Akhter Instruments Ltd were going all in on the Texas Instruments TI 99/4A, selling it for a low price of just £149.95. They had plenty of peripherals and tons of software too, so if that was to be your machine of choice, they had you covered. 


But what's this? Could it be? Yep, it is Silica Shop (whose adverts were ever present once the 16-bit generation kicked in). Their first page is a cornucopia of retro gaming goodies: the Mattel Aquarius for just £79, the Colecovision for a fair bit more (£147), where are the Vectrex was a bargain £149 - remember, it had its own display. Those Atari 400/800 prices don't look too bad either. 


Page two is less starry. Although that VCS price looks tempting, that's for second hand machines, and the Intellisvion seems to be forgotten even though it's quite the bargain at £98. There again, this was the time of the home micro in Britain so consoles were less of a thing. 

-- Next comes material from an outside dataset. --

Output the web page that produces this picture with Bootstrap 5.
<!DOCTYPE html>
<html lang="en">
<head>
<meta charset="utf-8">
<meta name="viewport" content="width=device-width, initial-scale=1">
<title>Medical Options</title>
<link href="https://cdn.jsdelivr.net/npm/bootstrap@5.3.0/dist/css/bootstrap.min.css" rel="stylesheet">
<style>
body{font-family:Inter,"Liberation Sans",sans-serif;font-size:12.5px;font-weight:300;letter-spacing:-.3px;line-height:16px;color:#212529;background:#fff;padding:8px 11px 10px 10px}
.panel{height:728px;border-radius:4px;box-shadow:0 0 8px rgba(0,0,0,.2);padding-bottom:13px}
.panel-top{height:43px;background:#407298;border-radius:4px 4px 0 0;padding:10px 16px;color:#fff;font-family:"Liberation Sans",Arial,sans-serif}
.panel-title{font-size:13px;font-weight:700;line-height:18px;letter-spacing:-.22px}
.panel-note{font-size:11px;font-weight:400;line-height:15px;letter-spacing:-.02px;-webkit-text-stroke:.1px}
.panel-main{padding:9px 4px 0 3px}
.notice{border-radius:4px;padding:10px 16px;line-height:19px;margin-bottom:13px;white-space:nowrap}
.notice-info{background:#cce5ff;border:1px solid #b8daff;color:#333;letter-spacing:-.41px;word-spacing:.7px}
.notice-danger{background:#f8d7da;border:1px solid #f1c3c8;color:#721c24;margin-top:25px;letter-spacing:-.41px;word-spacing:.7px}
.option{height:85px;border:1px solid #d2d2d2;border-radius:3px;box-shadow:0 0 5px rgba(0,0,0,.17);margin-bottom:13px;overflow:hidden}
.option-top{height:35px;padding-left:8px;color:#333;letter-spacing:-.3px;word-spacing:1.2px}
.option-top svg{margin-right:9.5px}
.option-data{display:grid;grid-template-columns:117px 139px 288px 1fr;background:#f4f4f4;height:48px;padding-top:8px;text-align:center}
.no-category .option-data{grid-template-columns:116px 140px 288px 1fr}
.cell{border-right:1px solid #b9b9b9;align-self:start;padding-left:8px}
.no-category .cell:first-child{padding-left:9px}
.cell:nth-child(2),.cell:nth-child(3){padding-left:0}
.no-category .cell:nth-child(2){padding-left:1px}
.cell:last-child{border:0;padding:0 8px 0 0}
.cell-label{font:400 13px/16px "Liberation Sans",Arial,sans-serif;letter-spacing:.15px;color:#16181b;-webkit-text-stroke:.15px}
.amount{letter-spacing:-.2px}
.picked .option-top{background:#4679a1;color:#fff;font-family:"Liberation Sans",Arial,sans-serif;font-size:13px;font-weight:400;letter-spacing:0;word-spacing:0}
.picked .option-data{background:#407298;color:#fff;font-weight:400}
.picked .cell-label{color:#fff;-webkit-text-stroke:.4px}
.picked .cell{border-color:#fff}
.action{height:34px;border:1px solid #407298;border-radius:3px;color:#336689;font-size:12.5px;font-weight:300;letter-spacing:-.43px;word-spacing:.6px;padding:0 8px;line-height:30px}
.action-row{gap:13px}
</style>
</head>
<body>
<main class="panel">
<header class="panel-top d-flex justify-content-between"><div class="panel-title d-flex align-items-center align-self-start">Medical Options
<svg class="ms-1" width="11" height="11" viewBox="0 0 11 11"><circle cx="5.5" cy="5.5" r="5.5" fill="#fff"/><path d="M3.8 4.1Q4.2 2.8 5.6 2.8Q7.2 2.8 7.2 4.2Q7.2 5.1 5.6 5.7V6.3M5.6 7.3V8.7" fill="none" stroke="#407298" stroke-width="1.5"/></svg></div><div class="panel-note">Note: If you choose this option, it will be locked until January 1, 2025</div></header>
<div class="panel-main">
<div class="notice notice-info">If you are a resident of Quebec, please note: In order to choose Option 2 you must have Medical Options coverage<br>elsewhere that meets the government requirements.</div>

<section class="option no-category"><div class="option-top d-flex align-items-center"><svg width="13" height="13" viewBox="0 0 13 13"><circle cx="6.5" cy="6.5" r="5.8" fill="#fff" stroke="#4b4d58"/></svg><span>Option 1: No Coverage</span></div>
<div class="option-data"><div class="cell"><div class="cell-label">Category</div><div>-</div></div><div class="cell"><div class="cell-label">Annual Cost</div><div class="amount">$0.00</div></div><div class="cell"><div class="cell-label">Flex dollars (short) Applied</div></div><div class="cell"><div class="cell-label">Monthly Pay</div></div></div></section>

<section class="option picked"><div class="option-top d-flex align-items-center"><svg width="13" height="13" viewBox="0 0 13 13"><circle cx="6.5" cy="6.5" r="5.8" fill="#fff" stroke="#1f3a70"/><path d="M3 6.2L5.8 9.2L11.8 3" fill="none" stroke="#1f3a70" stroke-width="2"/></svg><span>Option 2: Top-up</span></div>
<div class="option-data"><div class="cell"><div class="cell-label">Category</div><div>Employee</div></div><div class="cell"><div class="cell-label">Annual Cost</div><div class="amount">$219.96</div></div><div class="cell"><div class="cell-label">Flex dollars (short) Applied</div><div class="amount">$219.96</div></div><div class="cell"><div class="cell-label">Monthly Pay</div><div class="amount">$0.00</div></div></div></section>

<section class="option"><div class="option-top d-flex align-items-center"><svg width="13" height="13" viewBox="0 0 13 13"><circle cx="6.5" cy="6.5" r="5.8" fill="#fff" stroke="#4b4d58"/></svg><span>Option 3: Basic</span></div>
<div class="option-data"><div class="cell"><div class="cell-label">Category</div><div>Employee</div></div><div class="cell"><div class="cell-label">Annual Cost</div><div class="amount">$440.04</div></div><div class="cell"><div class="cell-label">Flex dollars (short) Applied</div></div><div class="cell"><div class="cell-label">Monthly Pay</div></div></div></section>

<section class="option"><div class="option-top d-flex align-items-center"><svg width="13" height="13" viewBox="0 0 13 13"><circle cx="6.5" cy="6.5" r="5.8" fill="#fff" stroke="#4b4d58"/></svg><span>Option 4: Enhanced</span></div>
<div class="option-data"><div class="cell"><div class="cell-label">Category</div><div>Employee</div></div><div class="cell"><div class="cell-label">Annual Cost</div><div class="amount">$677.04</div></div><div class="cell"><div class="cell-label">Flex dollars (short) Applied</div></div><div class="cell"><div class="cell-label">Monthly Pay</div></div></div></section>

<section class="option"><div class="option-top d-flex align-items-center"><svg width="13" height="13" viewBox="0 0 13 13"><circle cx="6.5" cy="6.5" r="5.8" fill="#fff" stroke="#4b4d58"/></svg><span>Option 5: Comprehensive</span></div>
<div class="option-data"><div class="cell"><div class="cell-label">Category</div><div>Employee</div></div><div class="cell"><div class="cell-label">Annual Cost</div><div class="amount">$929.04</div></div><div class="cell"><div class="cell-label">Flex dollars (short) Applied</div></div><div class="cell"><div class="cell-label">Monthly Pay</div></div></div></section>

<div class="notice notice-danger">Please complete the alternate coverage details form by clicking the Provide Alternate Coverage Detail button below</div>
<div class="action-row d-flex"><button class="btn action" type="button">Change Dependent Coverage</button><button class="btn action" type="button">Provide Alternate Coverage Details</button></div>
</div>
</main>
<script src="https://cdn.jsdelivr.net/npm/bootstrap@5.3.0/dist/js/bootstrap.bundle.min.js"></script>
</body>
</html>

One last ad (and a tangent) is for a Sales Executive. Based around London and the Home Counties, this position offered a £9k basic wage, £16 on target, and a company car. Convert that to today's money, that's about £29-52k now. There again, average house prices were around £24k and interest rates were around 9.8%. Makes you think...

Anyway, that's a PCN issue from 1983. Like most, if not all things past, a different country, but interesting to see how things were before DOS slowly took over the world. The question is now, which year do we go to next?